Junio 2024. Por Domingo Aguilera
En el Protoevangelio Dios Padre decide que la ruptura, por parte de la humanidad de la relación con Dios, ha de restaurarse por una Mujer cuya descendencia aplastará la cabeza del dragón (Gen 3, 15). De Ella brotará un nuevo linaje: la raza de los hijos de Dios.
En esa escena la Mujer no habla, sino que escucha esa Palabra, que por ser divina es verdadera y eficaz. Ella es la Promesa que procede de la Palabra de Dios
En el evangelio de s. Juan se nos dice que el “Logos se hizo carne” (Jn 1, 14), que vino a redimirnos y a crear esa nueva raza. Benedicto XVI atribuye a la palabra logos un doble sentido: por un lado, es la Palabra y por otro es la Razón, no en el sentido que da a esta última palabra la Ilustración y otros pensadores modernos, sino en el sentido griego de pensamiento recto.
Todo acto divino es creativo, tiene una finalidad y se cumple necesariamente. Esto significa que cuando Dios Padre pronuncia la palabra “hágase” el universo es creado, es decir no podía no crearse o crearse de otra forma.
Los humanos hemos sido creados de materia del universo, tenemos los mismos átomos y partículas elementales que los animales y las plantas, pero fuimos creados libres. Nuestro acto de ser es libre, el acto de ser del universo, no. Cada persona es un acto de ser superior al acto de ser del universo, es decir, tiene mayor amplitud y dignidad que este, pero además ejerce esa actividad libremente.
La promesa de la liberación del pecado, esa nueva oportunidad de volver al Padre, de poder mirar de tú a tú a nuestro Padre Dios y de no morir, se le vuelve a conceder a toda la humanidad en una Mujer.
La grandeza de María es que Ella escuchó la Palabra, el Logos, y la aceptó libremente.
“El Señor me creó antes que empezara su creación, antes que a ninguna de sus obras. Me formó desde los primeros tiempos, al principio, antes que formara la tierra. Nací antes que fueran creados los grandes mares, antes que surgieran los manantiales de abundantes aguas, antes que los montes y las colinas fueran formados, yo ya había nacido, antes que Dios creara la tierra y sus campos y el polvo con el que hizo el mundo. Yo estaba allí cuando Dios estableció la bóveda celeste y trazó el horizonte sobre las aguas. Yo estaba allí cuando estableció las nubes en los cielos y reforzó las fuentes en las profundidades de los mares. Yo estaba allí cuando Dios puso límite a los mares y les mandó no salirse de sus bordes, yo estaba allí, a su lado. Yo era su continua alegría, disfrutaba estar siempre en su presencia; me alegraba en el mundo que el Señor creó; ¡me gozaba en la humanidad! Cuando estableció los cielos, allí estaba yo (Pb 8 22-31)”. Estas palabras que se dicen de la Sabiduría se refieren tradicionalmente al Espíritu Santo, que es la Réplica del Padre y del Hijo.
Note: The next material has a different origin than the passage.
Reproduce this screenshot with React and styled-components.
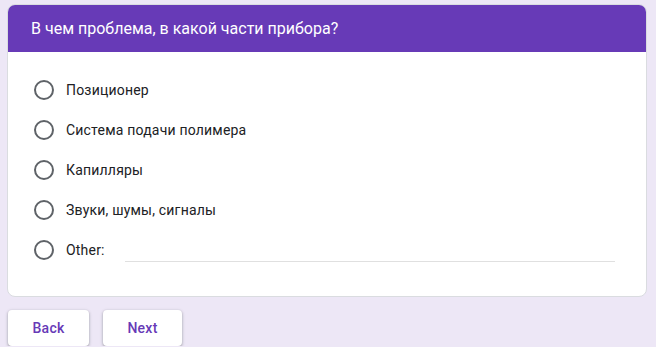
import React from "react";
import styled, { createGlobalStyle } from "styled-components";

const Global = createGlobalStyle`
  html, body { margin: 0; padding: 0; background: #ede7f6; }
  body { font-family: Roboto, "Noto Sans", Arial, sans-serif; }
`;

const Page = styled.div`
  display: flex;
  flex-direction: column;
  padding: 4px 9px 0 7px;
  gap: 13px;
`;

const Card = styled.div`
  background: #fff;
  border: 1px solid #dadce0;
  border-radius: 8px;
  overflow: hidden;
  width: 640px;
  box-sizing: border-box;
`;

const Header = styled.div`
  background: #673ab7;
  color: #fff;
  height: 48px;
  display: flex;
  align-items: center;
  padding: 0 24px;
  font-size: 16px;
  margin: -1px -1px 0 -1px;
`;

const Options = styled.div`
  display: flex;
  flex-direction: column;
  padding: 18px 31px 26px 25px;
`;

const Row = styled.label`
  display: flex;
  align-items: center;
  height: 40px;
  font-size: 14px;
  letter-spacing: 0.2px;
  color: #202124;
`;

const Radio = styled.span`
  width: 20px;
  height: 20px;
  box-sizing: border-box;
  border: 2px solid #5f6368;
  border-radius: 50%;
  margin-left: 1px;
  margin-right: 12px;
  flex: none;
`;

const OtherInput = styled.span`
  flex: 1;
  margin-left: 20px;
  align-self: flex-end;
  margin-bottom: 8px;
  border-bottom: 1px solid #e0e0e0;
  height: 1px;
`;

const Buttons = styled.div`
  display: flex;
  gap: 14px;
  padding-left: 1px;
`;

const Button = styled.button`
  height: 36px;
  width: ${(p) => p.$w}px;
  background: #fff;
  border: none;
  border-radius: 4px;
  box-shadow: 0 1px 2px rgba(60, 64, 67, 0.3), 0 1px 3px 1px rgba(60, 64, 67, 0.15);
  color: #673ab7;
  font-family: Roboto, Arial, sans-serif;
  font-weight: 500;
  font-size: 14px;
  letter-spacing: 0.25px;
  padding: 0;
`;

const options = [
  "Позиционер",
  "Система подачи полимера",
  "Капилляры",
  "Звуки, шумы, сигналы",
];

export default function App() {
  return (
    <>
      <Global />
      <Page>
        <Card>
          <Header>В чем проблема, в какой части прибора?</Header>
          <Options>
            {options.map((o) => (
              <Row key={o}>
                <Radio />
                {o}
              </Row>
            ))}
            <Row>
              <Radio />
              Other:
              <OtherInput />
            </Row>
          </Options>
        </Card>
        <Buttons>
          <Button $w={81}>Back</Button>
          <Button $w={79}>Next</Button>
        </Buttons>
      </Page>
    </>
  );
}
María es la Esposa del Espíritu Santo desde siempre, puesto que el Espíritu Santo no ha asumido como tal a María, en un momento dado de la historia, sino que Ella es la Mujer que estaba allí para redimir a la humanidad.
María es ese silencio acogedor capaz de crecer en el Espíritu y recibir en su seno virginal a Aquél que es el Emmanuel.